Pentatricopeptide Repeat (PPR) Protein
PPR proteins are nucleic acid–binding proteins that bind to a specific RNA base sequence and were first discovered in plants.
What are PPR proteins?
●An RNA-binding protein family preserved in a great deal of plants.
●Genes that encode approximately 500 PPR proteins were found in Arabidopsis thaliana. The PPR proteins that these genes encode are known as “sequence-specific RNA-binding proteins,” all of which bind to different RNA molecules.
●Binding with a target RNA (KD) has a strong coherence with 10-9 (M).
●Many PPR proteins have an enzymatic domain and are capable of position-specific RNA cleavage and base substitution.

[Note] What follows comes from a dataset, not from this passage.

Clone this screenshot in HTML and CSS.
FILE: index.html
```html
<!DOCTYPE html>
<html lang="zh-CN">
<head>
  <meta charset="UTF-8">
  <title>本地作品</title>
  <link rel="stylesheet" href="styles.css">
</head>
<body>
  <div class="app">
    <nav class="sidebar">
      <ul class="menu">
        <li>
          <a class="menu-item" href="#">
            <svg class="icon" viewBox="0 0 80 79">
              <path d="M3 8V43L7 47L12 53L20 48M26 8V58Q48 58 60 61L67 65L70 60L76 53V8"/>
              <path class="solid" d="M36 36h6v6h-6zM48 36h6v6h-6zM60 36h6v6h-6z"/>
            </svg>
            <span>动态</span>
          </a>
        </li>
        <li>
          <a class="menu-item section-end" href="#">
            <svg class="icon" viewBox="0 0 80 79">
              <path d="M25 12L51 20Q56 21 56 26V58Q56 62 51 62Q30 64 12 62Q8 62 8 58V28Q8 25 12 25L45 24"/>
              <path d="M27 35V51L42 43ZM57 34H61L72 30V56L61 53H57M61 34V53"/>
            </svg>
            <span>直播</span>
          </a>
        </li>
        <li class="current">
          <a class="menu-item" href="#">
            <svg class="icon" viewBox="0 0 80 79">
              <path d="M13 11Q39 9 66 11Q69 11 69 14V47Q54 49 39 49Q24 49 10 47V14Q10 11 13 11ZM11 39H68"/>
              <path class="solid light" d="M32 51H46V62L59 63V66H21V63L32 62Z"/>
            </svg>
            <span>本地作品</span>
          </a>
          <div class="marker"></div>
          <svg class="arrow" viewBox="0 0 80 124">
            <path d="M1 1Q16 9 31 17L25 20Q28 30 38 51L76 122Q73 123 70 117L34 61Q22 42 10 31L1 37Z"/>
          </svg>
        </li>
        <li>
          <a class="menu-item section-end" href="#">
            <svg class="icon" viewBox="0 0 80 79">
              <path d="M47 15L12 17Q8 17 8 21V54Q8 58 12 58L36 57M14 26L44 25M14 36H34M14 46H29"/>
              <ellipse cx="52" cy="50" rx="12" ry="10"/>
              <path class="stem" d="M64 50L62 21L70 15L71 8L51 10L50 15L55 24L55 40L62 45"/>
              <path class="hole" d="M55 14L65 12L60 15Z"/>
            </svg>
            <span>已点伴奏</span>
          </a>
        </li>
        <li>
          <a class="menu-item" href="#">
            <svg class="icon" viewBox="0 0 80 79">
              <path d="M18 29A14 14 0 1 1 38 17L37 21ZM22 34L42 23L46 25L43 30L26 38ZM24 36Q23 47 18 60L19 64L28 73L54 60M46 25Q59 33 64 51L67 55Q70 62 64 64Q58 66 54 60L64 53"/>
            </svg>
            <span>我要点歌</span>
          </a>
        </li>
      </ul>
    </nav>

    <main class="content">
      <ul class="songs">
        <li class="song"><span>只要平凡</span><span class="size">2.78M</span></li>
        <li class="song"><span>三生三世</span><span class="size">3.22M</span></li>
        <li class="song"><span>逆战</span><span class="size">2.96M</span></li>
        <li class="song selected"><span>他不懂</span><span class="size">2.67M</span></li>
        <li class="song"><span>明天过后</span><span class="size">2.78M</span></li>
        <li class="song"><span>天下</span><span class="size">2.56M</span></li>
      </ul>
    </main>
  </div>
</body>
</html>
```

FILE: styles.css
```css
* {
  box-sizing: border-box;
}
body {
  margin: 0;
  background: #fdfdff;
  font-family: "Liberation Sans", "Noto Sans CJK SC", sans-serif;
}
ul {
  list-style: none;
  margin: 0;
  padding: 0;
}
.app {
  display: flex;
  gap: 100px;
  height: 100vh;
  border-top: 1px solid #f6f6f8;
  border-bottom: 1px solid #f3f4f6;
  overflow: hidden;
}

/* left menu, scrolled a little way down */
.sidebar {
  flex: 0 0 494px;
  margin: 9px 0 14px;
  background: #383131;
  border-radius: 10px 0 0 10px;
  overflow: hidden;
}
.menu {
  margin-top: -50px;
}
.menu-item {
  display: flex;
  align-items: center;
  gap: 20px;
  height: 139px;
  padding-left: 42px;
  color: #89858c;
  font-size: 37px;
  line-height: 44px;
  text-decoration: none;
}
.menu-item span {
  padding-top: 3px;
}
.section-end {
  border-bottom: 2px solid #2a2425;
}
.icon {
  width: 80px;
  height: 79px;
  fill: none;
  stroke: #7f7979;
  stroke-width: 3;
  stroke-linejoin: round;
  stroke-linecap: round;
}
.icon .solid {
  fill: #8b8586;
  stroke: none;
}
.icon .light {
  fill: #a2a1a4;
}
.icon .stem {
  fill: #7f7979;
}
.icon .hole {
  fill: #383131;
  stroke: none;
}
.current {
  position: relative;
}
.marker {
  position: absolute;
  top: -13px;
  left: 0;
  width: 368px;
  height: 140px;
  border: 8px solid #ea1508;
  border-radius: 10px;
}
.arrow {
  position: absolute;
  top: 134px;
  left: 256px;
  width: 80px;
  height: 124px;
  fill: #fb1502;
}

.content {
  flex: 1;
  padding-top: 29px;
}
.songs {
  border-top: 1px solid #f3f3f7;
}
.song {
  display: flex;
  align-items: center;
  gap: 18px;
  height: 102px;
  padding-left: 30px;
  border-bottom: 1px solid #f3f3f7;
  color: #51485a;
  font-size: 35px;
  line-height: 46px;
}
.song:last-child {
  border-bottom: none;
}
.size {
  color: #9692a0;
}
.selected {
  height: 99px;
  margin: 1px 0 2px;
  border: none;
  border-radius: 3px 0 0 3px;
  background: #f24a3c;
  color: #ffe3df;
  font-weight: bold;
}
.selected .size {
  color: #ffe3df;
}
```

In vivo role of PPR proteins
Multiple function analyses have demonstrated that PPR proteins have diverse functions:
●RNA remodeling ability (dissolution of the secondary structure of RNA)
●Protection from RNA cleavage and degradation
●Position-specific RNA cleavage
●Position-specific base substitution (e.g., C to U).

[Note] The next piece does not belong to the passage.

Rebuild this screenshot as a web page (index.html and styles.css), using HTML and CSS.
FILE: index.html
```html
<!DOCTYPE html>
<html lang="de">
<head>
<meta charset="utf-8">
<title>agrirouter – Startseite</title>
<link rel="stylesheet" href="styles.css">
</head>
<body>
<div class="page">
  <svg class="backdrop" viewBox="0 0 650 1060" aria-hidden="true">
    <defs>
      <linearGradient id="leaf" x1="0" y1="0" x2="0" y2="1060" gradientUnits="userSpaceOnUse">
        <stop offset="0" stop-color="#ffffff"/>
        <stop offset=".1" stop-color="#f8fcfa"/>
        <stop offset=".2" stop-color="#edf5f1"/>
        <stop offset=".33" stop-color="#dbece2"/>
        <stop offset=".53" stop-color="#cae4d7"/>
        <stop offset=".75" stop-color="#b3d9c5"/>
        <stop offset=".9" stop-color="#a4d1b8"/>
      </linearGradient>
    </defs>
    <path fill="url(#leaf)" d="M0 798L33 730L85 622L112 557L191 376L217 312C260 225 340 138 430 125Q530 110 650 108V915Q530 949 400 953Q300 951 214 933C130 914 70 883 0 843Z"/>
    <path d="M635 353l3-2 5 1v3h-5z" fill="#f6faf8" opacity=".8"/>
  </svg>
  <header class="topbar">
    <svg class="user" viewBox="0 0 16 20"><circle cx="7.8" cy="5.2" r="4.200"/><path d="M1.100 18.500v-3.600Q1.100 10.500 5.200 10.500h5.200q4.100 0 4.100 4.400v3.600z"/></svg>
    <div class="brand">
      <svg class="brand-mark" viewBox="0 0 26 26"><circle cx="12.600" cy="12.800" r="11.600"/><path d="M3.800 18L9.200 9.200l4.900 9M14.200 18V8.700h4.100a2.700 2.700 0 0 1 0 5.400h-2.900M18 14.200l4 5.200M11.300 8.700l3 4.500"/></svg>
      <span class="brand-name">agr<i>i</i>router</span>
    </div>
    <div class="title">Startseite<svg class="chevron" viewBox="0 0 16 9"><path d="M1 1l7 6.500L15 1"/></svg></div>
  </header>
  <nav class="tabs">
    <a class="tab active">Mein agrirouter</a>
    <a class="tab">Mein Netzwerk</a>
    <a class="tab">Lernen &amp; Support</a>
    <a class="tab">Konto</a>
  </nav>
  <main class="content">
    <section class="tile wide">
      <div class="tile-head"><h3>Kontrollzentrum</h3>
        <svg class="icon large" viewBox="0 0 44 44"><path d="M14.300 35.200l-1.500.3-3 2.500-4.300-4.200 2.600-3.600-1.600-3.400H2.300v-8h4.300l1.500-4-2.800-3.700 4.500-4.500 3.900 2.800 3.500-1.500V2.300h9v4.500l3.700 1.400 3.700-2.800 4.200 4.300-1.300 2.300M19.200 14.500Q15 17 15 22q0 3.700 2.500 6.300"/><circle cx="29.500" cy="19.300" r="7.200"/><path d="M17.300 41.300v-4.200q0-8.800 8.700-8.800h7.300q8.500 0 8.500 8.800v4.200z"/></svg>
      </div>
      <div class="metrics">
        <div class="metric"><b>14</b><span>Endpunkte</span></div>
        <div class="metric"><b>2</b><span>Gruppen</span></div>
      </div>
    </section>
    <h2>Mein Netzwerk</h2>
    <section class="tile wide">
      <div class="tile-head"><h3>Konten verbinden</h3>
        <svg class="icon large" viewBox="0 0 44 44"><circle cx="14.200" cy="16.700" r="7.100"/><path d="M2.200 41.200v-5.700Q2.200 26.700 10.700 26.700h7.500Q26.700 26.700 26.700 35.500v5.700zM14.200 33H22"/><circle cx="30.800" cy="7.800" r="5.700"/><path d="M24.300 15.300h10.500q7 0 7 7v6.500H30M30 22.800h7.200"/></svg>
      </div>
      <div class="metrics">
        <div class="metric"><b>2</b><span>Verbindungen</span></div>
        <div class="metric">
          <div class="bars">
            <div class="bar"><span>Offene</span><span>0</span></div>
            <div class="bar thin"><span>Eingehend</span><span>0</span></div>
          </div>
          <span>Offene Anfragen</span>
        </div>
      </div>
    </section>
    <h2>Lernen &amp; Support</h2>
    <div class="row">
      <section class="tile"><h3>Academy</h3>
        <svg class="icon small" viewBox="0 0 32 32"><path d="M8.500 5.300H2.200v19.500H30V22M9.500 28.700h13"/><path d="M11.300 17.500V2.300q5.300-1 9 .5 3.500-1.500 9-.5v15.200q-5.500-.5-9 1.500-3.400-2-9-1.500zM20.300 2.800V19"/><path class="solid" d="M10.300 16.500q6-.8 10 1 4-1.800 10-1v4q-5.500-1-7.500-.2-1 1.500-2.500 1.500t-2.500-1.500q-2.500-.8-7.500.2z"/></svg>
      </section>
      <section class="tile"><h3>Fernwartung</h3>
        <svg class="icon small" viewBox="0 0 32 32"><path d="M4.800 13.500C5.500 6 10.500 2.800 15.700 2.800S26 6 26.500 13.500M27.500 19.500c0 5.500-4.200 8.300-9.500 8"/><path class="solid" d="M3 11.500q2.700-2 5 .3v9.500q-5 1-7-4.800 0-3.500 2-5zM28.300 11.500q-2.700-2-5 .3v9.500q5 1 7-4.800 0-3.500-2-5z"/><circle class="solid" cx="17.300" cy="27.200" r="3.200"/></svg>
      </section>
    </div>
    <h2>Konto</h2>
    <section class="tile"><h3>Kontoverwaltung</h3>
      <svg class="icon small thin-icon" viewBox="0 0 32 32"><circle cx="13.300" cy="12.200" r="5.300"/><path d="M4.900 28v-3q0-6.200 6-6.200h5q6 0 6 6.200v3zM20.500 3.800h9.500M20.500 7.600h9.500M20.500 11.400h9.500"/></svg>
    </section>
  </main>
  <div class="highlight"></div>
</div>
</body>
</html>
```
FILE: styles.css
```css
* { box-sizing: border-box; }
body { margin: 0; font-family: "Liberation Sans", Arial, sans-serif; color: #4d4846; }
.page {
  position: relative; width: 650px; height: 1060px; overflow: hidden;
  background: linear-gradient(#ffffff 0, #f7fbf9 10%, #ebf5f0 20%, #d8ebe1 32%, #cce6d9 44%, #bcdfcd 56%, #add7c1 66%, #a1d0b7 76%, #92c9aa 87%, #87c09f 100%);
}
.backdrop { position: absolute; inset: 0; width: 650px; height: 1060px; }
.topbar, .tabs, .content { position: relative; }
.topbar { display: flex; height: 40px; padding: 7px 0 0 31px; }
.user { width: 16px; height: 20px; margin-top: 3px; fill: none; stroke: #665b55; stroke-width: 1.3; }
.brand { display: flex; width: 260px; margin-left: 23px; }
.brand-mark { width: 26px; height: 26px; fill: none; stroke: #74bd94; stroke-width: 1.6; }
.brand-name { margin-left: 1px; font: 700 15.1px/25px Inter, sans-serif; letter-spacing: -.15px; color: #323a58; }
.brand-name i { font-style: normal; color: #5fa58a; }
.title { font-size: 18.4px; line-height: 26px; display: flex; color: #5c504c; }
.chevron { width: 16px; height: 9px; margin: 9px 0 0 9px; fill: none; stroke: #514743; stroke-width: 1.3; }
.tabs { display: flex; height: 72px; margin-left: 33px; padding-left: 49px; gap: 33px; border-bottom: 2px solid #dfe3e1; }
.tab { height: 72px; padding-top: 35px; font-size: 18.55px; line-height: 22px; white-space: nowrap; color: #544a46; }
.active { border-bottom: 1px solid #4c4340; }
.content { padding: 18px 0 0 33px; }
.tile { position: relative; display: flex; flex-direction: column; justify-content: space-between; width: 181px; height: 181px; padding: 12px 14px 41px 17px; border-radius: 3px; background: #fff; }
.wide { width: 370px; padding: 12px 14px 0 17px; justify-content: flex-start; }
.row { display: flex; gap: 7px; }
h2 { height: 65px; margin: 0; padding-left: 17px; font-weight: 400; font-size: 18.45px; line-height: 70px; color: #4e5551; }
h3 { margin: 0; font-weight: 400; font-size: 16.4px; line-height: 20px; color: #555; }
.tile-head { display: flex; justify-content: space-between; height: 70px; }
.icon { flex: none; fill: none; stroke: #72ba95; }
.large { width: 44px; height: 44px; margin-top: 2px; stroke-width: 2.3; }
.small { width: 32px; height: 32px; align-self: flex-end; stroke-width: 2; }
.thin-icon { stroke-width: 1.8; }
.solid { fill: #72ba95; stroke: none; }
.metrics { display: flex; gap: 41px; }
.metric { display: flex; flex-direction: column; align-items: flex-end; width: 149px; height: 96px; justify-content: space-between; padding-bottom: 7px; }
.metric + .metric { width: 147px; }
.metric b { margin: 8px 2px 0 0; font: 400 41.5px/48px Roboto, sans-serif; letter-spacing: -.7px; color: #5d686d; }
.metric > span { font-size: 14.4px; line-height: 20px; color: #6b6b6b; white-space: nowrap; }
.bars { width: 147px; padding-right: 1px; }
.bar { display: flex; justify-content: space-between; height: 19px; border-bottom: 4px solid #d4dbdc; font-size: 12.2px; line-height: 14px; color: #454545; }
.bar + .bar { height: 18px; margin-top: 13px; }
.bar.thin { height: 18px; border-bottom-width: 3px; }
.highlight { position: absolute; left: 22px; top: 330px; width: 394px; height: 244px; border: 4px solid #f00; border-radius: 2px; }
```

A technology to freely design and construct molecules that bind to an arbitrary base sequence
We clarify the mechanism of binding between PPR protein and RNA, and design and construct an “artificial nucleic acid–binding protein that binds to an arbitrary base sequence” on the basis of this mechanism.
A PPR protein is composed of a sequence of 2 to 30 “PPR motifs,” which comprise units of 35 amino acids. These 35 amino acids consist of a helix–loop–helix structure and are configured as shown in the table above.
As a result of previous analyses, we found that one PPR motif binds to one base and that the base to be bound with is determined by the combinations of amino acid sequences at three specific sites (1,4, and ii) in the PPR motif (table shown right).
We also discovered that PPR proteins bind not to RNA but to DNA and that the rule of base recognition among them is the same.
On the basis of this discovery, PPR proteins that bind to specific 20 bases can be prepared by connecting 20 PPR motifs that are capable of binding to each base in a sequential order.